What is being asked:
Among the lines below, list those containing the string "page".

======== Collected data ========

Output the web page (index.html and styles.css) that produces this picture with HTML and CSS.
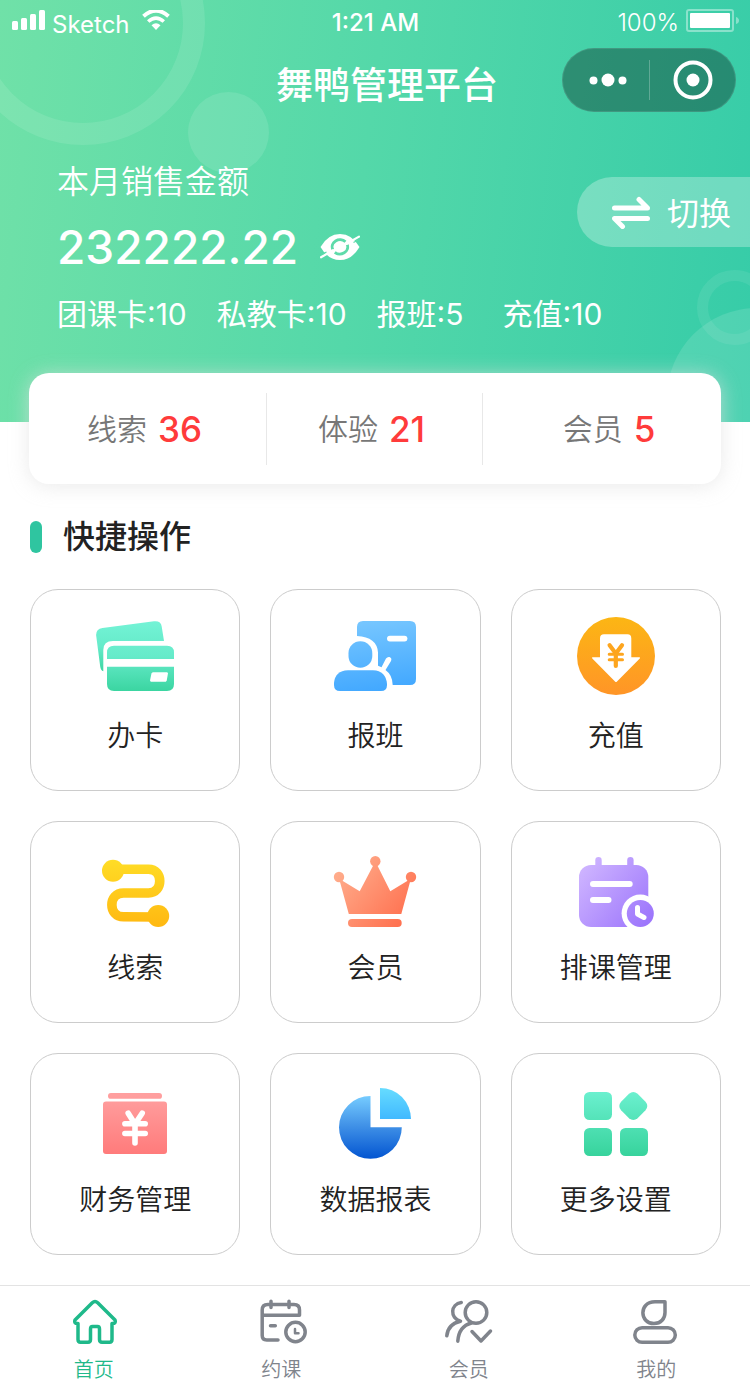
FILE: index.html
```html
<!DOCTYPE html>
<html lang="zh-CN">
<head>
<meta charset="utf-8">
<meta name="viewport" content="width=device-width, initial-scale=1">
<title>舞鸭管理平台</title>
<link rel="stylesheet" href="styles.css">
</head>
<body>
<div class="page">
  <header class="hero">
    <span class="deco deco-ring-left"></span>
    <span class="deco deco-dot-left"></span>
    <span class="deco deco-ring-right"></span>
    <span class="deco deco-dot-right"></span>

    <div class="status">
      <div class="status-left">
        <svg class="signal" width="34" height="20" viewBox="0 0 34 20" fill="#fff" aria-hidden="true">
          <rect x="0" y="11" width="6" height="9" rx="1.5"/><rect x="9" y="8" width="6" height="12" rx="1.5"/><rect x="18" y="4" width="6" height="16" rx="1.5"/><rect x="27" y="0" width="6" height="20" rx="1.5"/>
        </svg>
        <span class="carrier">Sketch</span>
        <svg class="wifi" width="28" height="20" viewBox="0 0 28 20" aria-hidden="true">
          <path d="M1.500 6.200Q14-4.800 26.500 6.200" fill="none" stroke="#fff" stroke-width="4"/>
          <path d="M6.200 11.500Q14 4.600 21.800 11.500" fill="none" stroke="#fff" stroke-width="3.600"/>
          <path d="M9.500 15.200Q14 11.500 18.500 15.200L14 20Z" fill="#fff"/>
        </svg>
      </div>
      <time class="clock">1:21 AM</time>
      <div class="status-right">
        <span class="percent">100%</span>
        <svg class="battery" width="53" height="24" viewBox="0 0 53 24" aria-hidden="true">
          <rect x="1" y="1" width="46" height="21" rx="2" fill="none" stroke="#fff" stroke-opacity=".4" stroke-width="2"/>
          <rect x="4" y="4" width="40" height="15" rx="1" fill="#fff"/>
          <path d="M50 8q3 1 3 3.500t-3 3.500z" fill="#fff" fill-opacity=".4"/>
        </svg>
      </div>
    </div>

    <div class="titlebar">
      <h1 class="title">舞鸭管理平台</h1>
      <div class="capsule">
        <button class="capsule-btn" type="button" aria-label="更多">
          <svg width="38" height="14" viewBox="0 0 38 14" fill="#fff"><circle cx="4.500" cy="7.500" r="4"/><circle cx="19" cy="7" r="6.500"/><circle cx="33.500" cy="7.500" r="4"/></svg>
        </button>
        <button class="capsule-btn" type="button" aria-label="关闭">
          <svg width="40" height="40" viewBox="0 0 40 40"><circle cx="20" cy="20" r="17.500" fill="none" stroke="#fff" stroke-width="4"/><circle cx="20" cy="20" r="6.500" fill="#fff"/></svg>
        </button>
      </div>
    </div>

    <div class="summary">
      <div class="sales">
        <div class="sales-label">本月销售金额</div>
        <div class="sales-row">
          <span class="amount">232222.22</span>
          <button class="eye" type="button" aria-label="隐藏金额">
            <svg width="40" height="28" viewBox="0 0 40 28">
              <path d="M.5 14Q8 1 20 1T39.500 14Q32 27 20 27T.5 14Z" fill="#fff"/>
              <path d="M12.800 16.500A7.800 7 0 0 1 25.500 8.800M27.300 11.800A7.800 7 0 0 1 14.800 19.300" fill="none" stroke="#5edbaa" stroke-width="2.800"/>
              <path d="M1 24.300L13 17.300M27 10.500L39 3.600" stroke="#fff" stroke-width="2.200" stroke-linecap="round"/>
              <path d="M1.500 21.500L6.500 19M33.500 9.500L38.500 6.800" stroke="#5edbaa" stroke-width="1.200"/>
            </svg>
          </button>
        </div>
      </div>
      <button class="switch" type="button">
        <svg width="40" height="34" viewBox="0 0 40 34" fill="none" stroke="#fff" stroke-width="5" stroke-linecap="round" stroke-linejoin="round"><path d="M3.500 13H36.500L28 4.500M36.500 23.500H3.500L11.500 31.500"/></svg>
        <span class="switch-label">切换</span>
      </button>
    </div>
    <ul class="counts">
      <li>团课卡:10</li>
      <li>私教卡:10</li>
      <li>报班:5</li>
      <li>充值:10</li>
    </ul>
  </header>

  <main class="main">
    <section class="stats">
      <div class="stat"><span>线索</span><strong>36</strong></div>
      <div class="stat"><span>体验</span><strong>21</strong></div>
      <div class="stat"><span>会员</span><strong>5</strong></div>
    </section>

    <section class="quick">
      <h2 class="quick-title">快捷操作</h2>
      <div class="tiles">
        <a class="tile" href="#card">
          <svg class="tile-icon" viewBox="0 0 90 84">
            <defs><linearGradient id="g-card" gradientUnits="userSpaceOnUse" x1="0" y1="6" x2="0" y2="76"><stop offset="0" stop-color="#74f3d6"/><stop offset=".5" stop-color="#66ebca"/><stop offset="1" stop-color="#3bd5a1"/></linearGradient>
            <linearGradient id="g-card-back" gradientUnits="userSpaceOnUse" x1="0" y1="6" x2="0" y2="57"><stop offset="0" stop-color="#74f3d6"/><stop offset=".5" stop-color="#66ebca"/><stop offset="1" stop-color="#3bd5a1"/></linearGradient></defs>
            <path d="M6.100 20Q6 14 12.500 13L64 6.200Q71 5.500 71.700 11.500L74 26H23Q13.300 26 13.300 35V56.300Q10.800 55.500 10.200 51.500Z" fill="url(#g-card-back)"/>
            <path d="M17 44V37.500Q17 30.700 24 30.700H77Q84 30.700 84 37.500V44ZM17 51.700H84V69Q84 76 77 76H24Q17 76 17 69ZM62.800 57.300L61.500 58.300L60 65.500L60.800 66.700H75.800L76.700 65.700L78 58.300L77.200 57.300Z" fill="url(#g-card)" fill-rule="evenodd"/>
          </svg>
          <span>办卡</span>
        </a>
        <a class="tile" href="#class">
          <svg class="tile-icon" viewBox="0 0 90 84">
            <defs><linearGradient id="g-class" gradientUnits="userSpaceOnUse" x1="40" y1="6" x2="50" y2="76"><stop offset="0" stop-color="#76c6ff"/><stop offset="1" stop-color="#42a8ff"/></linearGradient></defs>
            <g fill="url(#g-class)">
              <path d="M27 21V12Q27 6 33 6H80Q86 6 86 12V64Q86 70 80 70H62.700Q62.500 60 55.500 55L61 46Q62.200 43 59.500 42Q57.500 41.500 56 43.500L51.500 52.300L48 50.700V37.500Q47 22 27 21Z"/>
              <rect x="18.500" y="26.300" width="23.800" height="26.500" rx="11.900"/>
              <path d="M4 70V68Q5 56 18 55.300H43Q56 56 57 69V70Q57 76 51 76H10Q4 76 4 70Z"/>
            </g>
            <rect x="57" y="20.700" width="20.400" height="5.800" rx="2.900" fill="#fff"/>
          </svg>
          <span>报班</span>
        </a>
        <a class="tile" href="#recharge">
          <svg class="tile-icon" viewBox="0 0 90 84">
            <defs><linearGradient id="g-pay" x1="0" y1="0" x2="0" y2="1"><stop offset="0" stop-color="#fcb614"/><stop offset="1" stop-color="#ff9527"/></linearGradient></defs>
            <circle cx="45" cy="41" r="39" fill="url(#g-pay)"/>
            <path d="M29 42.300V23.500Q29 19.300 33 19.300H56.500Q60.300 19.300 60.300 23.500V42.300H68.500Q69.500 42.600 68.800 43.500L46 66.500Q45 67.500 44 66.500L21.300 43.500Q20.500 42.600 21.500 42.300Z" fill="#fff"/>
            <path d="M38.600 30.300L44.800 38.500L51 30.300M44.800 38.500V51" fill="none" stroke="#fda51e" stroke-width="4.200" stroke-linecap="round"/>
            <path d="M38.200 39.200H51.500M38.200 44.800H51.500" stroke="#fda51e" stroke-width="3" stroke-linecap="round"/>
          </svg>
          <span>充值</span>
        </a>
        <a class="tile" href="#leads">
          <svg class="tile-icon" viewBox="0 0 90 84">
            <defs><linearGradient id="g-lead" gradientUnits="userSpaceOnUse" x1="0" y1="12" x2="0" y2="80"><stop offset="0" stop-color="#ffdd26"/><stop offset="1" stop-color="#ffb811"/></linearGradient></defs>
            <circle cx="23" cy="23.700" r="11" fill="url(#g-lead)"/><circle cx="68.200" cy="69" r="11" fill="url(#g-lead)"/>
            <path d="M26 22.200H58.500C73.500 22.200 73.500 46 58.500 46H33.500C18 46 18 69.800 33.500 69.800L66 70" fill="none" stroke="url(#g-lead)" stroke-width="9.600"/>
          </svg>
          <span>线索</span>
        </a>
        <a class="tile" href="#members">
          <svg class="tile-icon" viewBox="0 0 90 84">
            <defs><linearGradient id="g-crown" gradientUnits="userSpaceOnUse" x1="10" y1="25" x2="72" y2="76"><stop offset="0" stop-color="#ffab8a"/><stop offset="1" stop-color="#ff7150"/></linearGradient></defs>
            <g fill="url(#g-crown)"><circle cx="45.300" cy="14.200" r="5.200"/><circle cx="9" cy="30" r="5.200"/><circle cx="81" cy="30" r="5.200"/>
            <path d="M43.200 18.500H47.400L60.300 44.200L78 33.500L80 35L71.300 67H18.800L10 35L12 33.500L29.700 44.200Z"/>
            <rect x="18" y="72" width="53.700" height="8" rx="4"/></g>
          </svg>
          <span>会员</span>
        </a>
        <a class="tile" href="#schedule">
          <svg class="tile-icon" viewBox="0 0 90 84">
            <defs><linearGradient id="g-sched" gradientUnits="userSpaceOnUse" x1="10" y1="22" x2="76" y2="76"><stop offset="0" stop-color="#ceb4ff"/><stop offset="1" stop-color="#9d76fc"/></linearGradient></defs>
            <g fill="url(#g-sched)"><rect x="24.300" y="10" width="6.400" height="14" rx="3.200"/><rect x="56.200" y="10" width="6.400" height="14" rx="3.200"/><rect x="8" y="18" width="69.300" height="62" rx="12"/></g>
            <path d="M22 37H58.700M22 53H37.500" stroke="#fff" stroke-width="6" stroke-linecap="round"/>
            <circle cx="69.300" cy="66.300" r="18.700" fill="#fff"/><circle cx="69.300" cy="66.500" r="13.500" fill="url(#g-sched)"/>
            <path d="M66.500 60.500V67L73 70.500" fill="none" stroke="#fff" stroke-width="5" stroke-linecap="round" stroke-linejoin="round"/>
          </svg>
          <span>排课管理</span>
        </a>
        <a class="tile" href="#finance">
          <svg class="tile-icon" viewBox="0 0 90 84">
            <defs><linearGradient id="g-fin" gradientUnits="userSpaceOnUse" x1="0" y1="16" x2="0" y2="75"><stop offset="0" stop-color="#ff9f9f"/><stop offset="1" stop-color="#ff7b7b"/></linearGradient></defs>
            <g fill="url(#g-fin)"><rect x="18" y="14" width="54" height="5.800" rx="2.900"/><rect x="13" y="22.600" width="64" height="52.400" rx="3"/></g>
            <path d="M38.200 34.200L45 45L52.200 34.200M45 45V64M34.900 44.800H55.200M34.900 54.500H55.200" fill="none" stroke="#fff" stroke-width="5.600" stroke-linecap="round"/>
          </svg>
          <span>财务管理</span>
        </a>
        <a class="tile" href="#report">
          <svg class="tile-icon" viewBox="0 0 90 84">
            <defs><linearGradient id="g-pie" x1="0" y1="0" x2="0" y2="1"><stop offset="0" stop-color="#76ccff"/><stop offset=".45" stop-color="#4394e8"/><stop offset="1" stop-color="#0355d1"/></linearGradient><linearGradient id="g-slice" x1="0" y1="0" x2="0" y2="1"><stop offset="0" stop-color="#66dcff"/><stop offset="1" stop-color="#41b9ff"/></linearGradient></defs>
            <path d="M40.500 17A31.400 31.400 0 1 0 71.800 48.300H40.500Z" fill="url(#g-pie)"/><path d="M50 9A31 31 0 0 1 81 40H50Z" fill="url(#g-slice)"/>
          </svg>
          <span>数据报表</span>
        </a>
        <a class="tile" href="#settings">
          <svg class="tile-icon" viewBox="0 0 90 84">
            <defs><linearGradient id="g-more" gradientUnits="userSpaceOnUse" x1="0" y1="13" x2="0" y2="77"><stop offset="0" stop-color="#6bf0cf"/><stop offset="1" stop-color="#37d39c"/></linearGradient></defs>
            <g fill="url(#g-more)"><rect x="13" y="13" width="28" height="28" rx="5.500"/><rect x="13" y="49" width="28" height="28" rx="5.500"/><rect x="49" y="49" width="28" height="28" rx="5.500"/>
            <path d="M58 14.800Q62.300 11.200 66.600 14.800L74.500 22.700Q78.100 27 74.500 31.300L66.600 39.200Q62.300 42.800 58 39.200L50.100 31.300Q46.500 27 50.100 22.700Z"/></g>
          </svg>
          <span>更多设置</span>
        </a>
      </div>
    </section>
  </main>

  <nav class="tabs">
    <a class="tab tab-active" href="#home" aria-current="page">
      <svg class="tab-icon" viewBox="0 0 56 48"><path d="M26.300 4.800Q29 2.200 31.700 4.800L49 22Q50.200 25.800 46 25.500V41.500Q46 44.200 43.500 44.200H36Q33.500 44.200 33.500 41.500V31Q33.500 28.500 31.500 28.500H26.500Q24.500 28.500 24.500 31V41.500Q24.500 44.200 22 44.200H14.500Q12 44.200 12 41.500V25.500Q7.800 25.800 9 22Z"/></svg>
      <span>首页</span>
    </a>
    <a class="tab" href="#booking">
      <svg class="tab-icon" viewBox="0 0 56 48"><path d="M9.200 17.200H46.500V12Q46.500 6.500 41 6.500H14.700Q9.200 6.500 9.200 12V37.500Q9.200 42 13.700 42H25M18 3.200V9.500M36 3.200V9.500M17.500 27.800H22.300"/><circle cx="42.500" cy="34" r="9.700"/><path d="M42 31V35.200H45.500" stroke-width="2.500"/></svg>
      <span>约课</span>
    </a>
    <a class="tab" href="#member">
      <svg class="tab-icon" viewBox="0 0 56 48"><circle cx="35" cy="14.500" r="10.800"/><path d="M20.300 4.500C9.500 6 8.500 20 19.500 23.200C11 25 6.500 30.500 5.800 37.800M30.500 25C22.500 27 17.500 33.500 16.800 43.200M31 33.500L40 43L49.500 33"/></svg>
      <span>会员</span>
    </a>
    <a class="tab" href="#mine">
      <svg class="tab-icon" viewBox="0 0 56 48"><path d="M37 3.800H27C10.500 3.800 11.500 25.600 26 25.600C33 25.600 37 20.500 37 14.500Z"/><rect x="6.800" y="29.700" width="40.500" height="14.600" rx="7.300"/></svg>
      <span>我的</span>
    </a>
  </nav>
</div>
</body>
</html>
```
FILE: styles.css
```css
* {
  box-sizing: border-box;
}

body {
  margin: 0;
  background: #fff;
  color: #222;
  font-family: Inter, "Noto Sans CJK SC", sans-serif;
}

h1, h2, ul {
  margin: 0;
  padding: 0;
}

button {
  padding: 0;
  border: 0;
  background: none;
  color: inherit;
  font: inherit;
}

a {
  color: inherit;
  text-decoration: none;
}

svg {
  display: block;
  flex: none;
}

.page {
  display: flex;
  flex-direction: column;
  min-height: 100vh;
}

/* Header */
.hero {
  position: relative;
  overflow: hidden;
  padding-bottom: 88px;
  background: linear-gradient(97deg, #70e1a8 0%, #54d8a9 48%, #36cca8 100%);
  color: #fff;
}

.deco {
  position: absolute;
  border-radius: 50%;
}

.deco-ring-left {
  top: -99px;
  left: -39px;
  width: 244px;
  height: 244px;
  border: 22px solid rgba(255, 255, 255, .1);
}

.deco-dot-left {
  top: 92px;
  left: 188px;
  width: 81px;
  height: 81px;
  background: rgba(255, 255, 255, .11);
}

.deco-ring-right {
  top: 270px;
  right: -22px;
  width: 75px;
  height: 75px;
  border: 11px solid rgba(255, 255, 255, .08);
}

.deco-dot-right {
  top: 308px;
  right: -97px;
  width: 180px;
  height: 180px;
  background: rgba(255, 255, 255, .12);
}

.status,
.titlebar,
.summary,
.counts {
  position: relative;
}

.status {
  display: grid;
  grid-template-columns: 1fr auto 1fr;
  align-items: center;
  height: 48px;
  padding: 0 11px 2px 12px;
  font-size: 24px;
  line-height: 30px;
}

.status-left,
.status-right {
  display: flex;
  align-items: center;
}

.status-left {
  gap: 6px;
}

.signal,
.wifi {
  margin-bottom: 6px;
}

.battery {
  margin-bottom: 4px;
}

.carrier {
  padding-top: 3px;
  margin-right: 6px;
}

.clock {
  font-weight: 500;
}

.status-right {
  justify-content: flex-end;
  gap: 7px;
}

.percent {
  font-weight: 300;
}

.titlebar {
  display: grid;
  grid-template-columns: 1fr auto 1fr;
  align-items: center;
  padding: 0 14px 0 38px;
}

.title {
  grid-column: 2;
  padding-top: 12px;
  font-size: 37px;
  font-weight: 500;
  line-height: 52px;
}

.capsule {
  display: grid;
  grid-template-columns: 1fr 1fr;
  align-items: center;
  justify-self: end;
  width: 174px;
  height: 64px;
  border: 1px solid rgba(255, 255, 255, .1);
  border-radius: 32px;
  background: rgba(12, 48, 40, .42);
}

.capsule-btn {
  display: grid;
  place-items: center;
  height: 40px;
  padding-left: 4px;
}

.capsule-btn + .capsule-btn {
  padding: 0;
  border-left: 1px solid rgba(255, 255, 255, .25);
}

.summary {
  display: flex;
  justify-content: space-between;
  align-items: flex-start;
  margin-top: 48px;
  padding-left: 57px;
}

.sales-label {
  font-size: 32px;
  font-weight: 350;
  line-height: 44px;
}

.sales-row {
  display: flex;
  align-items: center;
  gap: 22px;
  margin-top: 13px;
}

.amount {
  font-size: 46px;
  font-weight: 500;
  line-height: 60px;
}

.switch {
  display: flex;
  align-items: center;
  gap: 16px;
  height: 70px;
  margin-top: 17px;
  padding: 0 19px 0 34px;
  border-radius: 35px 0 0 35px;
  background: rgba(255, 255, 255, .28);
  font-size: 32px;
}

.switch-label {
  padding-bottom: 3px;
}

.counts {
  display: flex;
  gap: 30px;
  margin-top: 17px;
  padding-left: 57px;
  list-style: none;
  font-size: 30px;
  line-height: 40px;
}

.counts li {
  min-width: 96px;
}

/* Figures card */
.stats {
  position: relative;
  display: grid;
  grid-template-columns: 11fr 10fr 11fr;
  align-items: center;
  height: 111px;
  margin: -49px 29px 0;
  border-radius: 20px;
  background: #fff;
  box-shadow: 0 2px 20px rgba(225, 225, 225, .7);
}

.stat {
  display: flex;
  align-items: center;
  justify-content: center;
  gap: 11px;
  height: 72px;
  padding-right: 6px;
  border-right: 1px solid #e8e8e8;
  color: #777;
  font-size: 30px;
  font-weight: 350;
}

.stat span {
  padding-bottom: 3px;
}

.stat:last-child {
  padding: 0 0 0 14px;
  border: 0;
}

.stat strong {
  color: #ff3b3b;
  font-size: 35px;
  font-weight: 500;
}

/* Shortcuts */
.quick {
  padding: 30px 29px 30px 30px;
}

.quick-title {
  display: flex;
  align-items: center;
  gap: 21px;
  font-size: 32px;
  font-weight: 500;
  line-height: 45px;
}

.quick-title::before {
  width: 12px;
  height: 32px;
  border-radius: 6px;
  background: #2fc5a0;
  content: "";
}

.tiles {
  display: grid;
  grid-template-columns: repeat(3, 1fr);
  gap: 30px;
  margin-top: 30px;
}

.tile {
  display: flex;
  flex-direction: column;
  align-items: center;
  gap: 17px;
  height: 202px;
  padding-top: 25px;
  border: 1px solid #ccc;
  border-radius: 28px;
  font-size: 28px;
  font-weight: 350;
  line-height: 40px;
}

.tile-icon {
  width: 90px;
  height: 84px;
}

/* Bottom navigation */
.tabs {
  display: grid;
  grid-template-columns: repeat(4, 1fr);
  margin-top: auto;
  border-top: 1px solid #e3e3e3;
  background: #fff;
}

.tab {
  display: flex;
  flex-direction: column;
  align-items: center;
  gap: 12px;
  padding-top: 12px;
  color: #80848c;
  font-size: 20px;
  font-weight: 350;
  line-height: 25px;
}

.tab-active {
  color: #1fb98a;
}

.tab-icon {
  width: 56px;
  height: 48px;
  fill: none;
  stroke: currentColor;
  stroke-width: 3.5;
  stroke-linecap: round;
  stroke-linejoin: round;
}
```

========

Response below:
Output the web page (index.html and styles.css) that produces this picture with HTML and CSS.
<div class="page">
    <a class="tab tab-active" href="#home" aria-current="page">
.page {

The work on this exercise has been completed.